Site Reliability Engineer - Netflix Labs
- Los Gatos, California
- Partner Devices
Netflix is almost everywhere. Serving 104 million customers in 190 countries on devices such as Smart TVs, set-top boxes, and apps on phones, tablets, and computers, Netflix is striving to deliver the vision of #NetflixEverywhere. The Engineers that create this service require a world-class environment and access to thousands of devices in which to build, and perfect, the Netflix experience.
Netflix requires talented and driven individuals that can take our internal development and certification environment to the next level. Our goal is to simplify and automate everything possible within Lab Engineering and change it to “a small matter of code”. Finding and permanently resolving pain points for our partners and customers is our mandate. How we do it, is where you come in.
Lab often invokes the imagery of white lab coats working in a sterile environment.

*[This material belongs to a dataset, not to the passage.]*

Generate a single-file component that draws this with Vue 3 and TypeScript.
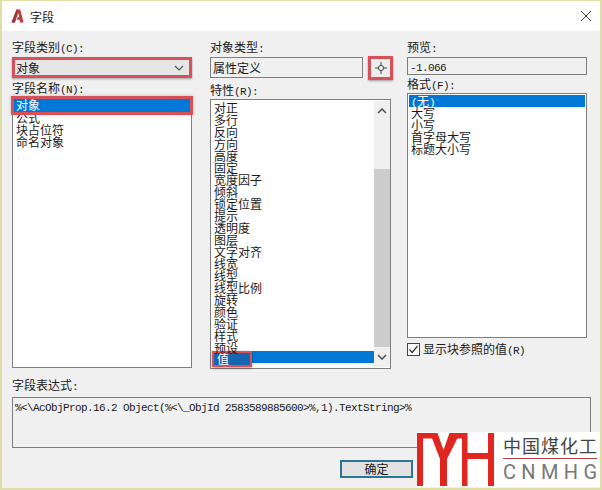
<script setup lang="ts">
const names: string[] = ['公式', '块占位符', '命名对象']
const props: string[] = ['对正', '多行', '反向', '方向', '高度', '固定', '宽度因子', '倾斜', '锁定位置', '提示', '透明度', '图层', '文字对齐', '线宽', '线型', '线型比例', '旋转', '颜色', '验证', '样式', '预设']
const formats: string[] = ['大写', '小写', '首字母大写', '标题大小写']
const logoLetters: string[] = ['C', 'N', 'M', 'H', 'G']
const expression = '%<\\AcObjProp.16.2 Object(%<\\_ObjId 2583589885600>%,1).TextString>%'
</script>

<template>
  <div class="window">
    <header class="title">
      <svg class="app-icon" width="13" height="14" viewBox="0 0 14 14" preserveAspectRatio="none">
        <path d="M0.5 13.5 L6 0.5 H10 L13.5 13.5 H9.6 L9.2 10.8 H6 L7.4 8 H8.7 L7.9 4 L4.2 13.5 Z" fill="#c43c42" />
        <path d="M0.5 13.5 L6 0.5 H7.5 L4.2 13.5 Z" fill="#8e3a40" />
      </svg>
      <span class="title-text">字段</span>
      <svg class="close" width="12" height="12" viewBox="0 0 12 12">
        <path d="M1 1 L11 11 M11 1 L1 11" stroke="#333" stroke-width="1" fill="none" />
      </svg>
    </header>

    <main class="content">
      <div class="top">
        <section class="col col-left">
          <label class="label">字段类别<span class="lat">(C):</span></label>
          <div class="combo">
            <span>对象</span>
            <svg width="10" height="6" viewBox="0 0 10 6"><path d="M1 1 L5 5 L9 1" stroke="#555" stroke-width="1.2" fill="none" /></svg>
          </div>
          <label class="label label-name">字段名称<span class="lat">(N):</span></label>
          <div class="list list-names">
            <div class="row selected marked">对象</div>
            <div v-for="n in names" :key="n" class="row">{{ n }}</div>
          </div>
        </section>

        <section class="col col-mid">
          <label class="label">对象类型<span class="lat">:</span></label>
          <div class="type-row">
            <div class="field type-field">属性定义</div>
            <button class="pick" type="button" aria-label="选择对象">
              <svg width="14" height="14" viewBox="0 0 14 14">
                <circle cx="7" cy="7" r="2.6" fill="none" stroke="#444" />
                <path d="M1 7 H4.4 M9.6 7 H13 M7 1 V4.4 M7 9.6 V13" stroke="#444" fill="none" />
              </svg>
            </button>
          </div>
          <label class="label label-prop">特性<span class="lat">(R):</span></label>
          <div class="list list-props">
            <div class="rows">
              <div v-for="p in props" :key="p" class="row">{{ p }}</div>
              <div class="row selected"><span class="value-mark">值</span></div>
            </div>
            <div class="scrollbar">
              <svg class="arrow" width="10" height="6" viewBox="0 0 10 6"><path d="M1 5 L5 1 L9 5" stroke="#555" stroke-width="1.6" fill="none" /></svg>
              <div class="track"><div class="thumb"></div></div>
              <svg class="arrow" width="10" height="6" viewBox="0 0 10 6"><path d="M1 1 L5 5 L9 1" stroke="#555" stroke-width="1.6" fill="none" /></svg>
            </div>
          </div>
        </section>

        <section class="col col-right">
          <label class="label">预览<span class="lat">:</span></label>
          <div class="field preview"><span class="lat">-1.066</span></div>
          <label class="label label-format">格式<span class="lat">(F):</span></label>
          <div class="list list-formats">
            <div class="row selected"><span class="lat">(</span>无<span class="lat">)</span></div>
            <div v-for="f in formats" :key="f" class="row">{{ f }}</div>
          </div>
          <div class="check-row">
            <svg width="13" height="13" viewBox="0 0 13 13">
              <rect x="0.5" y="0.5" width="12" height="12" fill="#fff" stroke="#444" />
              <path d="M2.5 6.5 L5.2 9.5 L10.5 3" stroke="#333" stroke-width="1.2" fill="none" />
            </svg>
            <span>显示块参照的值<span class="lat">(R)</span></span>
          </div>
        </section>
      </div>

      <label class="label label-expr">字段表达式<span class="lat">:</span></label>
      <div class="expr"><span class="lat">{{ expression }}</span></div>

      <div class="footer">
        <button class="ok" type="button">确定</button>
      </div>
    </main>

    <aside class="logo">
      <svg width="78" height="54" viewBox="0 0 78 54">
        <g fill="#e0261e">
          <rect x="0" y="1" width="6" height="53" />
          <rect x="0" y="1" width="20" height="5.5" />
          <rect x="36" y="1" width="14" height="5.5" />
          <path d="M13 1 H20.5 L26.5 18 L32.5 1 H43 L30 27 V54 H23 V27 Z" />
          <rect x="45" y="1" width="5.5" height="53" />
          <rect x="45" y="21" width="27" height="6" />
          <rect x="71" y="1" width="6" height="53" />
        </g>
      </svg>
      <div class="logo-text">
        <div class="logo-cn">中国煤化工</div>
        <div class="logo-line"></div>
        <div class="logo-en"><span v-for="l in logoLetters" :key="l">{{ l }}</span></div>
      </div>
    </aside>
  </div>
</template>

<style scoped>
* {
  box-sizing: border-box;
}
.window {
  position: relative;
  width: 602px;
  height: 490px;
  overflow: hidden;
  background: #f0f0f0;
  border-style: solid;
  border-color: #dedea6;
  border-width: 1px 2px 2px 2px;
  color: #1a1a1a;
  font-family: "Noto Sans CJK SC", "Liberation Sans", sans-serif;
  font-size: 12px;
}
.lat {
  font-family: "Liberation Mono", monospace;
  font-size: 11px;
  letter-spacing: -0.6px;
}
.title {
  display: flex;
  align-items: center;
  height: 30px;
  padding: 0 8px 0 9px;
  background: #fff;
}
.app-icon {
  margin-right: 6px;
}
.title-text {
  flex: 1;
}
.close {
  margin-top: -1px;
}
.content {
  padding: 9px 0 0 10px;
}
.top {
  display: flex;
  height: 329px;
}
.col {
  display: flex;
  flex-direction: column;
}
.col-left {
  width: 180px;
}
.col-mid {
  width: 183px;
  margin: 0 14px 0 18px;
}
.col-right {
  width: 180px;
}
.label {
  display: block;
  height: 14px;
  line-height: 14px;
}
.combo {
  display: flex;
  align-items: center;
  justify-content: space-between;
  height: 21px;
  margin-top: 3px;
  padding: 0 5px 0 1px;
  background: #e6e6e6;
  border: 3px solid #d6525a;
  box-shadow: 0 1px 2px rgba(0, 0, 0, 0.35);
}
.label-name {
  margin-top: 3px;
}
.list {
  margin-top: 2px;
  padding: 1px;
  background: #fff;
  border: 1px solid #7f7f7f;
}
.list-names {
  height: 271px;
}
.row {
  height: 12px;
  padding-left: 2px;
  line-height: 12px;
  white-space: nowrap;
}
.selected {
  background: #0078d7;
  color: #fff;
}
.marked {
  height: 13px;
  outline: 3px solid #d6525a;
  box-shadow: 0 0 3px 3px rgba(120, 60, 60, 0.3);
}
.type-row {
  display: flex;
  align-items: flex-start;
  height: 24px;
  margin-top: 2px;
}
.field {
  background: #f0f0f0;
  border: 1px solid #7f7f7f;
  padding-left: 2px;
}
.type-field {
  width: 153px;
  height: 21px;
  margin-top: 1px;
  line-height: 19px;
}
.pick {
  display: flex;
  align-items: center;
  justify-content: center;
  width: 25px;
  height: 24px;
  margin-left: 5px;
  padding: 0;
  background: #ececec;
  border: 3px solid #d6525a;
  box-shadow: 0 1px 2px rgba(0, 0, 0, 0.35);
}
.label-prop {
  margin-top: 3px;
}
.list-props {
  display: flex;
  width: 181px;
  height: 270px;
  padding: 1px 0 1px 1px;
}
.rows {
  width: 162px;
}
.rows .row {
  line-height: 14px;
}
.rows .value-mark {
  display: block;
  width: 40px;
  height: 16px;
  margin: -2px 0 0 -2px;
  padding-left: 3px;
  line-height: 12px;
  background: #1565b0;
  border: 2px solid #d6525a;
  box-shadow: 0 1px 3px rgba(0, 0, 0, 0.4);
}
.scrollbar {
  display: flex;
  flex-direction: column;
  align-items: center;
  width: 16px;
  background: #f0f0f0;
}
.arrow {
  flex: none;
  margin: 7px 0;
}
.track {
  flex: 1;
  display: flex;
  flex-direction: column;
  justify-content: flex-end;
  width: 100%;
}
.thumb {
  height: 178px;
  background: #cdcdcd;
}
.preview {
  height: 18px;
  margin-top: 3px;
  line-height: 16px;
}
.label-format {
  margin-top: 2px;
}
.list-formats {
  height: 245px;
}
.check-row {
  display: flex;
  align-items: center;
  gap: 3px;
  height: 13px;
  margin-top: 5px;
  line-height: 13px;
}
.label-expr {
  margin-top: 9px;
}
.expr {
  width: 579px;
  height: 51px;
  margin-top: 5px;
  padding: 1px 2px;
  background: #f0f0f0;
  border: 1px solid #7f7f7f;
  line-height: 14px;
  white-space: nowrap;
}
.footer {
  margin-top: 12px;
  padding-left: 328px;
}
.ok {
  display: block;
  width: 73px;
  height: 18px;
  padding: 0;
  background: #e1e1e1;
  border: 2px solid #2b7596;
  font: inherit;
  line-height: 14px;
  color: #1a1a1a;
}
.logo {
  position: absolute;
  left: 415px;
  top: 431px;
  display: flex;
  width: 183px;
  height: 55px;
  background: #fff;
}
.logo svg {
  flex: none;
  display: block;
}
.logo-text {
  width: 94px;
  margin-left: 8px;
}
.logo-cn {
  height: 26px;
  padding-top: 2px;
  font-size: 18px;
  line-height: 22px;
  letter-spacing: 1px;
  color: #444;
  white-space: nowrap;
}
.logo-line {
  height: 1px;
  background: #b5403f;
}
.logo-en {
  display: flex;
  justify-content: space-between;
  margin-top: 3px;
  font-family: Roboto, sans-serif;
  font-size: 20px;
  line-height: 20px;
  color: #777;
}
</style>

Netflix Labs is a place of experimentation and innovation, taking risks, taming chaos, and we “get our hands dirty” - in a fun way.
What we are looking for in you:
•Develop effective tooling, alerts, and response, to identify and address reliability risks
•Participate in on-call rotation with other members of the Lab Engineering team
•Drive issue resolution with partner product engineering and certification teams
•Evangelize best practices around collaboration, reliability, security and performance to all partner teams
•Effective root cause identification, triage and mitigation
•Experience with configuration and troubleshooting of Linux, Java, Tomcat, and other middleware technologies
•Thorough understanding of monitoring (Nagios, Zabbix, or other) and the emission, collection, and analysis of metrics, to put together mitigation and remediation plans
•Understands mid- to large-scale complex systems from a reliability perspective
•Scripting abilities in Python, Perl, Go, or JVM-based languages
•Strong communication skills and the ability to engage partner teams effectively
•Passion for resolving reliability issues and identify strategies to mitigate going forward
•Automation mindset - if you can automate it, do it.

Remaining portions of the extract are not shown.